Aim -
Without the pictures, repeat the listing character for character.

----- Source excerpt

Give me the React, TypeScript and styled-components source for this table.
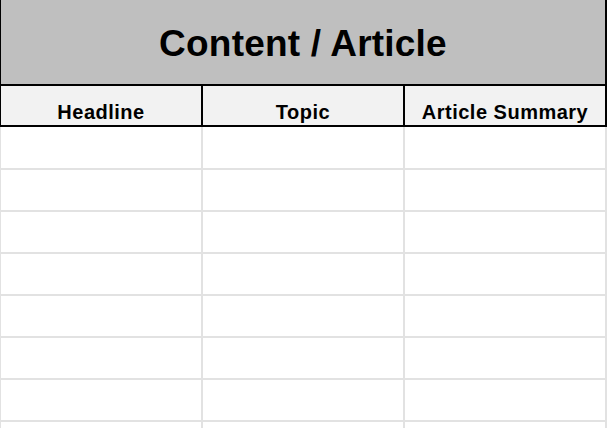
import React from 'react'
import styled, { createGlobalStyle } from 'styled-components'

const GlobalStyle = createGlobalStyle`
  html, body {
    margin: 0;
    padding: 0;
    background: #ffffff;
    overflow: hidden;
  }
  body {
    font-family: 'Liberation Sans', Arial, sans-serif;
  }
`

const columns = ['Headline', 'Topic', 'Article Summary']
const ROW_COUNT = 8

const Sheet = styled.div`
  width: 608px;
  margin-left: -1px;
  display: flex;
  flex-direction: column;
`

const TitleBar = styled.div`
  height: 84px;
  padding-top: 3px;
  box-sizing: border-box;
  background: #bfbfbf;
  border-left: 2px solid #000;
  border-right: 2px solid #000;
  display: flex;
  align-items: center;
  justify-content: center;
  font-size: 37px;
  font-weight: 700;
  letter-spacing: 0.2px;
  color: #000;
`

const HeaderRow = styled.div`
  display: grid;
  grid-template-columns: repeat(3, 200px);
  gap: 2px;
  padding: 2px;
  background: #000;
`

const HeaderCell = styled.div`
  height: 39px;
  background: #f2f2f2;
  display: flex;
  align-items: flex-end;
  justify-content: center;
  padding-bottom: 1px;
  box-sizing: border-box;
  font-size: 20px;
  letter-spacing: 0.5px;
  font-weight: 700;
  color: #000;
`

// first data row is one pixel taller than the rest
const Body = styled.div`
  display: grid;
  grid-template-columns: repeat(3, 200px);
  grid-template-rows: 41px;
  grid-auto-rows: 40px;
  gap: 2px;
  padding: 0 2px 2px;
  background: #e2e2e2;
`

const Cell = styled.div`
  background: #ffffff;
`

export default function App() {
  return (
    <>
      <GlobalStyle />
      <Sheet>
        <TitleBar>Content / Article</TitleBar>
        <HeaderRow>
          {columns.map(c => (
            <HeaderCell key={c}>{c}</HeaderCell>
          ))}
        </HeaderRow>
        <Body>
          {Array.from({ length: ROW_COUNT * 3 }).map((_, i) => (
            <Cell key={i} />
          ))}
        </Body>
      </Sheet>
    </>
  )
}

----------

Answer for the task -
Give me the React, TypeScript and styled-components source for this table.
import React from 'react'
import styled, { createGlobalStyle } from 'styled-components'

const GlobalStyle = createGlobalStyle`
  html, body {
    margin: 0;
    padding: 0;
    background: #ffffff;
    overflow: hidden;
  }
  body {
    font-family: 'Liberation Sans', Arial, sans-serif;
  }
`

const columns = ['Headline', 'Topic', 'Article Summary']
const ROW_COUNT = 8

const Sheet = styled.div`
  width: 608px;
  margin-left: -1px;
  display: flex;
  flex-direction: column;
`

const TitleBar = styled.div`
  height: 84px;
  padding-top: 3px;
  box-sizing: border-box;
  background: #bfbfbf;
  border-left: 2px solid #000;
  border-right: 2px solid #000;
  display: flex;
  align-items: center;
  justify-content: center;
  font-size: 37px;
  font-weight: 700;
  letter-spacing: 0.2px;
  color: #000;
`

const HeaderRow = styled.div`
  display: grid;
  grid-template-columns: repeat(3, 200px);
  gap: 2px;
  padding: 2px;
  background: #000;
`

const HeaderCell = styled.div`
  height: 39px;
  background: #f2f2f2;
  display: flex;
  align-items: flex-end;
  justify-content: center;
  padding-bottom: 1px;
  box-sizing: border-box;
  font-size: 20px;
  letter-spacing: 0.5px;
  font-weight: 700;
  color: #000;
`

// first data row is one pixel taller than the rest
const Body = styled.div`
  display: grid;
  grid-template-columns: repeat(3, 200px);
  grid-template-rows: 41px;
  grid-auto-rows: 40px;
  gap: 2px;
  padding: 0 2px 2px;
  background: #e2e2e2;
`

const Cell = styled.div`
  background: #ffffff;
`

export default function App() {
  return (
    <>
      <GlobalStyle />
      <Sheet>
        <TitleBar>Content / Article</TitleBar>
        <HeaderRow>
          {columns.map(c => (
            <HeaderCell key={c}>{c}</HeaderCell>
          ))}
        </HeaderRow>
        <Body>
          {Array.from({ length: ROW_COUNT * 3 }).map((_, i) => (
            <Cell key={i} />
          ))}
        </Body>
      </Sheet>
    </>
  )
}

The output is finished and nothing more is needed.